Head Count
To Be a Child
Being a kid used to be easy.
We were told stories of monsters, but we never really met them. We read about monsters in books. We feared them in the dark, then laughed in the morning. They stayed in stories. They didn’t come home to us to take us with them.
But being a child now… it's not the same.
We feared monsters. These children are living with them.
Something has gone very wrong in this country and it's impossible to explain without your voice shaking a little. Childhood is no longer protected. It is interrupted in classrooms, on roads, in schools, in villages that used to feel ordinary.
In Nigeria, we have watched this pattern repeat for years. Chibok. Dapchi. Kankara. Jangebe. Then more reports from Kaduna, Zamfara, Niger, Katsina.
Entire groups of students taken at once. Children pulled out of schools and into uncertainty. Each time it happens, the names change. The places change. But the feeling is the same.
Shock. Prayer. Waiting. Silence. Then another headline.
And what happens after? We start to adjust. We start to move on faster. We start to treat it like something that happens “somewhere else.” But there is no “somewhere else” when it is a child. Imagine being 9 years old and already understanding ransom negotiations with your life on the line.
A child is a child.
Some of them leave home in the morning with uniforms still crisp, lunch packed, maybe even money for snacks. Parents wave them off and try not to think too far ahead. School should be the safest place in their day. Instead, for too many families, it has become the place they fear most.
There are mothers who cannot sleep properly anymore. Some cannot sleep at all. Fathers who jump at every late-night phone call. Siblings who keep looking at the door as if waiting for someone who may or may not come back.
And in between all of this, life still continues outside. Markets are open. Traffic moves. Campaigns happen. People argue about things that makes no sense. Somewhere in the background, a family is sitting with a missing child and a silence they cannot explain to anyone.
This is what it means when fear stops being strange.
As Wole Soyinka once said, “The man dies in all who keep silent in the face of tyranny.” There is something like that happening here too. Something in us dies when we keep adjusting to the suffering of children.
Because these are not just “cases.” They are children who were laughing not long before they disappeared. Children who still argue over small things. Children who barely know left from right. Children who still believe adults are supposed to keep them safe.

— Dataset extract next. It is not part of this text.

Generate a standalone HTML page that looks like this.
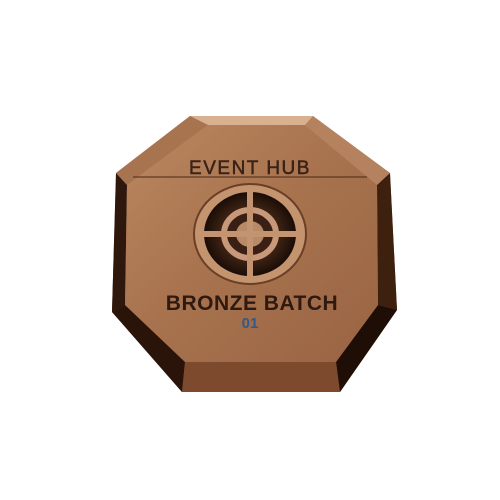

That belief is what makes this so heartbreaking.
We are not just losing security. We are losing the simfple promise that a child should be able to go to school and come back home.
Maybe that is what hurts most. Not only the kidnappings themselves, but how easily we are learning to live around them.
We should not be used to this. We cannot afford to be used to this.
We may not be able to fix the entire nation overnight. We may not be able to stop every evil hand from reaching where it should not. But we can refuse to become numb. We can refuse to let this become normal.
Because every time a child is taken, something breaks in more than one home. It breaks trust in what should be basic. It breaks the sense that the world still protects its smallest people.
So let it not become normal in us. Let it still bother us. Let it still sit heavy. Let it still make us care enough to act.
And when we see children—any child—may we not look away. May we not assume someone else will step in. May we be present enough, kind enough, alert enough to stand in the gap where we can.
Because a country is only as honest as how it treats its children.
And right now, too many children are asking questions no child should ever have to ask.
We owe them more than silence. We owe them action. We owe them safety.
Somewhere in this country tonight, a child will struggle to sleep because fear has entered childhood too early. And sometimes, the difference between trauma and healing is simply whether an angel showed up in time.
May we become those Angels.



We now live and move with so much fear. It is so tiring!